**Work to be completed**. Output the material exactly, but drop every image it holds.

**Available data**.

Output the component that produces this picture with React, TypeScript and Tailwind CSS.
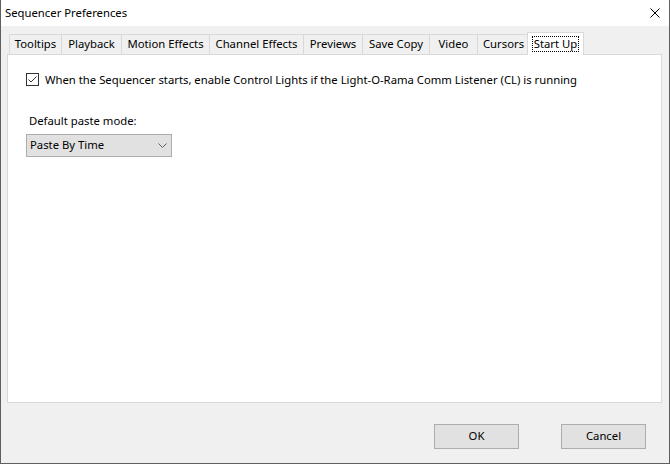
import React from "react";

const tabs = [
  { label: "Tooltips", w: 53 },
  { label: "Playback", w: 61 },
  { label: "Motion Effects", w: 89 },
  { label: "Channel Effects", w: 95 },
  { label: "Previews", w: 60 },
  { label: "Save Copy", w: 68 },
  { label: "Video", w: 49 },
  { label: "Cursors", w: 53 },
];

export default function App() {
  return (
    <div
      className="w-[670px] h-[464px] flex flex-col border-x border-b border-[#5f5f5f] bg-[#f0f0f0] text-[11.3px] text-black"
      style={{ fontFamily: '"Segoe UI", "Noto Sans", "Liberation Sans", sans-serif' }}
    >
      {/* Title bar */}
      <div className="h-[26px] bg-white flex items-center justify-between pl-[4px] pr-[9px]">
        <span className="leading-none">Sequencer Preferences</span>
        <svg width="10" height="10" viewBox="0 0 10 10">
          <path d="M0.5 0.5 L9.5 9.5 M9.5 0.5 L0.5 9.5" stroke="#000" strokeWidth="1" />
        </svg>
      </div>

      <div className="flex flex-col px-[6px] pt-[6px]">
        {/* Tab strip */}
        <div className="h-[22px] flex items-end pl-[2px]">
          {tabs.map((t, i) => (
            <div
              key={t.label}
              className={`h-[20px] flex items-center justify-center border border-b-0 border-[#d9d9d9] bg-[#f0f0f0] ${i > 0 ? "-ml-px" : ""}`}
              style={{ width: t.w }}
            >
              {t.label}
            </div>
          ))}
          <div className="relative z-10 -ml-[3px] -mb-px h-[23px] w-[57px] flex items-start justify-center pt-[3px] border border-b-0 border-[#d9d9d9] bg-white">
            <span className="border border-dotted border-black px-[1px] leading-[14px]">Start Up</span>
          </div>
        </div>

        {/* Panel */}
        <div className="w-[655px] h-[349px] border border-[#d9d9d9] bg-white pl-[18px] pt-[18px]">
          <label className="flex items-center gap-[6px] h-[13px] leading-[13px]">
            <svg width="13" height="13" viewBox="0 0 13 13">
              <rect x="0.5" y="0.5" width="12" height="12" fill="#fff" stroke="#333" />
              <path d="M2.5 6.5 L5 9 L10.5 3.5" fill="none" stroke="#333" strokeWidth="1" />
            </svg>
            <span>When the Sequencer starts, enable Control Lights if the Light-O-Rama Comm Listener (CL) is running</span>
          </label>

          <div className="mt-[27px] pl-[3px] leading-[15px]">Default paste mode:</div>
          <div className="mt-[6px] w-[146px] h-[23px] flex items-center justify-between border border-[#adadad] bg-[#e1e1e1] pl-[3px] pr-[4px]">
            <span>Paste By Time</span>
            <svg width="9" height="5" viewBox="0 0 9 5">
              <path d="M0.5 0.5 L4.5 4.5 L8.5 0.5" fill="none" stroke="#606060" strokeWidth="1" />
            </svg>
          </div>
        </div>

        {/* Buttons */}
        <div className="flex justify-end gap-[42px] pt-[21px] pr-[17px]">
          <button className="w-[85px] h-[25px] border border-[#adadad] bg-[#e1e1e1]">OK</button>
          <button className="w-[85px] h-[25px] border border-[#adadad] bg-[#e1e1e1]">Cancel</button>
        </div>
      </div>
    </div>
  );
}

**Correct output**.
Output the component that produces this picture with React, TypeScript and Tailwind CSS.
import React from "react";

const tabs = [
  { label: "Tooltips", w: 53 },
  { label: "Playback", w: 61 },
  { label: "Motion Effects", w: 89 },
  { label: "Channel Effects", w: 95 },
  { label: "Previews", w: 60 },
  { label: "Save Copy", w: 68 },
  { label: "Video", w: 49 },
  { label: "Cursors", w: 53 },
];

export default function App() {
  return (
    <div
      className="w-[670px] h-[464px] flex flex-col border-x border-b border-[#5f5f5f] bg-[#f0f0f0] text-[11.3px] text-black"
      style={{ fontFamily: '"Segoe UI", "Noto Sans", "Liberation Sans", sans-serif' }}
    >
      {/* Title bar */}
      <div className="h-[26px] bg-white flex items-center justify-between pl-[4px] pr-[9px]">
        <span className="leading-none">Sequencer Preferences</span>
        <svg width="10" height="10" viewBox="0 0 10 10">
          <path d="M0.5 0.5 L9.5 9.5 M9.5 0.5 L0.5 9.5" stroke="#000" strokeWidth="1" />
        </svg>
      </div>

      <div className="flex flex-col px-[6px] pt-[6px]">
        {/* Tab strip */}
        <div className="h-[22px] flex items-end pl-[2px]">
          {tabs.map((t, i) => (
            <div
              key={t.label}
              className={`h-[20px] flex items-center justify-center border border-b-0 border-[#d9d9d9] bg-[#f0f0f0] ${i > 0 ? "-ml-px" : ""}`}
              style={{ width: t.w }}
            >
              {t.label}
            </div>
          ))}
          <div className="relative z-10 -ml-[3px] -mb-px h-[23px] w-[57px] flex items-start justify-center pt-[3px] border border-b-0 border-[#d9d9d9] bg-white">
            <span className="border border-dotted border-black px-[1px] leading-[14px]">Start Up</span>
          </div>
        </div>

        {/* Panel */}
        <div className="w-[655px] h-[349px] border border-[#d9d9d9] bg-white pl-[18px] pt-[18px]">
          <label className="flex items-center gap-[6px] h-[13px] leading-[13px]">
            <svg width="13" height="13" viewBox="0 0 13 13">
              <rect x="0.5" y="0.5" width="12" height="12" fill="#fff" stroke="#333" />
              <path d="M2.5 6.5 L5 9 L10.5 3.5" fill="none" stroke="#333" strokeWidth="1" />
            </svg>
            <span>When the Sequencer starts, enable Control Lights if the Light-O-Rama Comm Listener (CL) is running</span>
          </label>

          <div className="mt-[27px] pl-[3px] leading-[15px]">Default paste mode:</div>
          <div className="mt-[6px] w-[146px] h-[23px] flex items-center justify-between border border-[#adadad] bg-[#e1e1e1] pl-[3px] pr-[4px]">
            <span>Paste By Time</span>
            <svg width="9" height="5" viewBox="0 0 9 5">
              <path d="M0.5 0.5 L4.5 4.5 L8.5 0.5" fill="none" stroke="#606060" strokeWidth="1" />
            </svg>
          </div>
        </div>

        {/* Buttons */}
        <div className="flex justify-end gap-[42px] pt-[21px] pr-[17px]">
          <button className="w-[85px] h-[25px] border border-[#adadad] bg-[#e1e1e1]">OK</button>
          <button className="w-[85px] h-[25px] border border-[#adadad] bg-[#e1e1e1]">Cancel</button>
        </div>
      </div>
    </div>
  );
}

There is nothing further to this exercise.